▶ **EXERCISE DESCRIPTION**
Reproduce the following material exactly, including every line.

— START SOURCE DATA —

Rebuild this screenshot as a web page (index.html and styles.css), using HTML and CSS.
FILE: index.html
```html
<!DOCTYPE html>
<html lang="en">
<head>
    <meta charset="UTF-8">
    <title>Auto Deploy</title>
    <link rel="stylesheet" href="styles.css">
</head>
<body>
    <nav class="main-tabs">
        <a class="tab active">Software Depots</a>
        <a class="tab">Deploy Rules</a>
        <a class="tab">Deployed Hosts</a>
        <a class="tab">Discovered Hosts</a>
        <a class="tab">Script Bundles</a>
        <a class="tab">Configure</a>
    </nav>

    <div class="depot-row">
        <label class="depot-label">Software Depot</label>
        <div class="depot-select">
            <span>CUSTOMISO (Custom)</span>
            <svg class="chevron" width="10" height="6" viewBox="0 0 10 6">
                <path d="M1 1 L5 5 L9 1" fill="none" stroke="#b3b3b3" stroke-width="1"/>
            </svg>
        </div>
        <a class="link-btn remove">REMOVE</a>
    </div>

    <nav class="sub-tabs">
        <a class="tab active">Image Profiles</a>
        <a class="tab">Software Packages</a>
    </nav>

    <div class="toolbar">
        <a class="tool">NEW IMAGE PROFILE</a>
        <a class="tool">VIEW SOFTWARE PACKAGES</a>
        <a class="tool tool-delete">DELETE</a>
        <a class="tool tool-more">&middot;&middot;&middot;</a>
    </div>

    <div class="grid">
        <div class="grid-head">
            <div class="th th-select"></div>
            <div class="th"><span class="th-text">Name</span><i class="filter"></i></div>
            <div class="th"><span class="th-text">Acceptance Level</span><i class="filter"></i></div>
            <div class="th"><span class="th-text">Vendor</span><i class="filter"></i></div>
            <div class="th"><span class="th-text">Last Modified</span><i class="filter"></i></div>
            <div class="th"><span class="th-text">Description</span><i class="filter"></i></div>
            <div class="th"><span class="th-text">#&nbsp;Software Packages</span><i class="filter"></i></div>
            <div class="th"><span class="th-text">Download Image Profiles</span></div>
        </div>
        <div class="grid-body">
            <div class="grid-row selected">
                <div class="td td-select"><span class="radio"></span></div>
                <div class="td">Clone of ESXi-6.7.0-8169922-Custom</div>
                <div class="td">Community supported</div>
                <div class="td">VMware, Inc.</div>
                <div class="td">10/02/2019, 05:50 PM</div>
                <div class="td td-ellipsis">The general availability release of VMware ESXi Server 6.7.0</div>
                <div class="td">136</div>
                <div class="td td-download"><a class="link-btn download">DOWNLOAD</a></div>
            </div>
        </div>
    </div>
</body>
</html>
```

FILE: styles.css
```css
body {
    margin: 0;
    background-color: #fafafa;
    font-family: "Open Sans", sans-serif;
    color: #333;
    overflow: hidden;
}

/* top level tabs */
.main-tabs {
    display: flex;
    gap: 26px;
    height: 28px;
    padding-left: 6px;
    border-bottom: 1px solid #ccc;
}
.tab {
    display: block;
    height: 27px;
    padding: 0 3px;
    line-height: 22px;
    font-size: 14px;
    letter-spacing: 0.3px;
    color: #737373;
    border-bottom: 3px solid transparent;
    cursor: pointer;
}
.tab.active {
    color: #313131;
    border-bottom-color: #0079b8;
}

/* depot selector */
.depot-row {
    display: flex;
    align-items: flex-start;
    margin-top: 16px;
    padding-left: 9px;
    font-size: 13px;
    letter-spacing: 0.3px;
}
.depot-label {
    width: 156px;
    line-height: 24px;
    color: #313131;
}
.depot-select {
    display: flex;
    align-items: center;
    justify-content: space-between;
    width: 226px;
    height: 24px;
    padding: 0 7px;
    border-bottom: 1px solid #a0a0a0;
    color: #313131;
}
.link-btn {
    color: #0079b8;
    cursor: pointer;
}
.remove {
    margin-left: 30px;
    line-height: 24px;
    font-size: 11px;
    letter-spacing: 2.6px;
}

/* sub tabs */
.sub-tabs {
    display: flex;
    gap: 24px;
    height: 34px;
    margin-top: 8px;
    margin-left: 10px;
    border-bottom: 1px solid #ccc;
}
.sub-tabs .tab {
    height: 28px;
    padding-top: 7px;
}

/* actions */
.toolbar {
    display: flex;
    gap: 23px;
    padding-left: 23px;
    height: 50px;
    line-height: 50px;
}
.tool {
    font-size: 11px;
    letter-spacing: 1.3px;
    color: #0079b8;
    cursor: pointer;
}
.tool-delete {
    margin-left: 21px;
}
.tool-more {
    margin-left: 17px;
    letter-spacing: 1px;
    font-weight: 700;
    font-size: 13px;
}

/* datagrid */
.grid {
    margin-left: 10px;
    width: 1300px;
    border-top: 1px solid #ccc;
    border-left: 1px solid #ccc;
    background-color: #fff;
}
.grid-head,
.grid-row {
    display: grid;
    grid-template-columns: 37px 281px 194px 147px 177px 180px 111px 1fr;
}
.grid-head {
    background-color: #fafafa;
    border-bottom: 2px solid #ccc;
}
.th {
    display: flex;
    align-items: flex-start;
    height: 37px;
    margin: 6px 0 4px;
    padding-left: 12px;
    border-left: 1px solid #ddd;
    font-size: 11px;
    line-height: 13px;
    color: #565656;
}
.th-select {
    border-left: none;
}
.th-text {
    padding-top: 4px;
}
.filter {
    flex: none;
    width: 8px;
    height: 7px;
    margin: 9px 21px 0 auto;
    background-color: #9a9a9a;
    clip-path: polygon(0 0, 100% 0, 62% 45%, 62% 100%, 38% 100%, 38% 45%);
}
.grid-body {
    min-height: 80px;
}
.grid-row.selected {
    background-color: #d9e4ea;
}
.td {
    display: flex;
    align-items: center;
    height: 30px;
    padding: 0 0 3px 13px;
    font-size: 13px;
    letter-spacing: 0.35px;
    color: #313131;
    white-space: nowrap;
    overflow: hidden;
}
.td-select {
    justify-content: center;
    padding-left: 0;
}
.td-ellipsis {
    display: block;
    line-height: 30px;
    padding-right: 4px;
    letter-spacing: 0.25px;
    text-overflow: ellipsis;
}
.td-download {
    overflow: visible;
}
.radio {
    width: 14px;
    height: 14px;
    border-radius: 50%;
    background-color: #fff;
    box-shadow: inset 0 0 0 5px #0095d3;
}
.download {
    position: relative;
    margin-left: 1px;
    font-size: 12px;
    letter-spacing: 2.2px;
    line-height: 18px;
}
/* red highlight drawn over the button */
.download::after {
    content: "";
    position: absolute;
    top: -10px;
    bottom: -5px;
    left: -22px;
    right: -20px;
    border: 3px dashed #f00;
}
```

— END SOURCE DATA —

▶ **ANSWER TO THIS TASK**
Rebuild this screenshot as a web page (index.html and styles.css), using HTML and CSS.
FILE: index.html
```html
<!DOCTYPE html>
<html lang="en">
<head>
    <meta charset="UTF-8">
    <title>Auto Deploy</title>
    <link rel="stylesheet" href="styles.css">
</head>
<body>
    <nav class="main-tabs">
        <a class="tab active">Software Depots</a>
        <a class="tab">Deploy Rules</a>
        <a class="tab">Deployed Hosts</a>
        <a class="tab">Discovered Hosts</a>
        <a class="tab">Script Bundles</a>
        <a class="tab">Configure</a>
    </nav>

    <div class="depot-row">
        <label class="depot-label">Software Depot</label>
        <div class="depot-select">
            <span>CUSTOMISO (Custom)</span>
            <svg class="chevron" width="10" height="6" viewBox="0 0 10 6">
                <path d="M1 1 L5 5 L9 1" fill="none" stroke="#b3b3b3" stroke-width="1"/>
            </svg>
        </div>
        <a class="link-btn remove">REMOVE</a>
    </div>

    <nav class="sub-tabs">
        <a class="tab active">Image Profiles</a>
        <a class="tab">Software Packages</a>
    </nav>

    <div class="toolbar">
        <a class="tool">NEW IMAGE PROFILE</a>
        <a class="tool">VIEW SOFTWARE PACKAGES</a>
        <a class="tool tool-delete">DELETE</a>
        <a class="tool tool-more">&middot;&middot;&middot;</a>
    </div>

    <div class="grid">
        <div class="grid-head">
            <div class="th th-select"></div>
            <div class="th"><span class="th-text">Name</span><i class="filter"></i></div>
            <div class="th"><span class="th-text">Acceptance Level</span><i class="filter"></i></div>
            <div class="th"><span class="th-text">Vendor</span><i class="filter"></i></div>
            <div class="th"><span class="th-text">Last Modified</span><i class="filter"></i></div>
            <div class="th"><span class="th-text">Description</span><i class="filter"></i></div>
            <div class="th"><span class="th-text">#&nbsp;Software Packages</span><i class="filter"></i></div>
            <div class="th"><span class="th-text">Download Image Profiles</span></div>
        </div>
        <div class="grid-body">
            <div class="grid-row selected">
                <div class="td td-select"><span class="radio"></span></div>
                <div class="td">Clone of ESXi-6.7.0-8169922-Custom</div>
                <div class="td">Community supported</div>
                <div class="td">VMware, Inc.</div>
                <div class="td">10/02/2019, 05:50 PM</div>
                <div class="td td-ellipsis">The general availability release of VMware ESXi Server 6.7.0</div>
                <div class="td">136</div>
                <div class="td td-download"><a class="link-btn download">DOWNLOAD</a></div>
            </div>
        </div>
    </div>
</body>
</html>
```

FILE: styles.css
```css
body {
    margin: 0;
    background-color: #fafafa;
    font-family: "Open Sans", sans-serif;
    color: #333;
    overflow: hidden;
}

/* top level tabs */
.main-tabs {
    display: flex;
    gap: 26px;
    height: 28px;
    padding-left: 6px;
    border-bottom: 1px solid #ccc;
}
.tab {
    display: block;
    height: 27px;
    padding: 0 3px;
    line-height: 22px;
    font-size: 14px;
    letter-spacing: 0.3px;
    color: #737373;
    border-bottom: 3px solid transparent;
    cursor: pointer;
}
.tab.active {
    color: #313131;
    border-bottom-color: #0079b8;
}

/* depot selector */
.depot-row {
    display: flex;
    align-items: flex-start;
    margin-top: 16px;
    padding-left: 9px;
    font-size: 13px;
    letter-spacing: 0.3px;
}
.depot-label {
    width: 156px;
    line-height: 24px;
    color: #313131;
}
.depot-select {
    display: flex;
    align-items: center;
    justify-content: space-between;
    width: 226px;
    height: 24px;
    padding: 0 7px;
    border-bottom: 1px solid #a0a0a0;
    color: #313131;
}
.link-btn {
    color: #0079b8;
    cursor: pointer;
}
.remove {
    margin-left: 30px;
    line-height: 24px;
    font-size: 11px;
    letter-spacing: 2.6px;
}

/* sub tabs */
.sub-tabs {
    display: flex;
    gap: 24px;
    height: 34px;
    margin-top: 8px;
    margin-left: 10px;
    border-bottom: 1px solid #ccc;
}
.sub-tabs .tab {
    height: 28px;
    padding-top: 7px;
}

/* actions */
.toolbar {
    display: flex;
    gap: 23px;
    padding-left: 23px;
    height: 50px;
    line-height: 50px;
}
.tool {
    font-size: 11px;
    letter-spacing: 1.3px;
    color: #0079b8;
    cursor: pointer;
}
.tool-delete {
    margin-left: 21px;
}
.tool-more {
    margin-left: 17px;
    letter-spacing: 1px;
    font-weight: 700;
    font-size: 13px;
}

/* datagrid */
.grid {
    margin-left: 10px;
    width: 1300px;
    border-top: 1px solid #ccc;
    border-left: 1px solid #ccc;
    background-color: #fff;
}
.grid-head,
.grid-row {
    display: grid;
    grid-template-columns: 37px 281px 194px 147px 177px 180px 111px 1fr;
}
.grid-head {
    background-color: #fafafa;
    border-bottom: 2px solid #ccc;
}
.th {
    display: flex;
    align-items: flex-start;
    height: 37px;
    margin: 6px 0 4px;
    padding-left: 12px;
    border-left: 1px solid #ddd;
    font-size: 11px;
    line-height: 13px;
    color: #565656;
}
.th-select {
    border-left: none;
}
.th-text {
    padding-top: 4px;
}
.filter {
    flex: none;
    width: 8px;
    height: 7px;
    margin: 9px 21px 0 auto;
    background-color: #9a9a9a;
    clip-path: polygon(0 0, 100% 0, 62% 45%, 62% 100%, 38% 100%, 38% 45%);
}
.grid-body {
    min-height: 80px;
}
.grid-row.selected {
    background-color: #d9e4ea;
}
.td {
    display: flex;
    align-items: center;
    height: 30px;
    padding: 0 0 3px 13px;
    font-size: 13px;
    letter-spacing: 0.35px;
    color: #313131;
    white-space: nowrap;
    overflow: hidden;
}
.td-select {
    justify-content: center;
    padding-left: 0;
}
.td-ellipsis {
    display: block;
    line-height: 30px;
    padding-right: 4px;
    letter-spacing: 0.25px;
    text-overflow: ellipsis;
}
.td-download {
    overflow: visible;
}
.radio {
    width: 14px;
    height: 14px;
    border-radius: 50%;
    background-color: #fff;
    box-shadow: inset 0 0 0 5px #0095d3;
}
.download {
    position: relative;
    margin-left: 1px;
    font-size: 12px;
    letter-spacing: 2.2px;
    line-height: 18px;
}
/* red highlight drawn over the button */
.download::after {
    content: "";
    position: absolute;
    top: -10px;
    bottom: -5px;
    left: -22px;
    right: -20px;
    border: 3px dashed #f00;
}
```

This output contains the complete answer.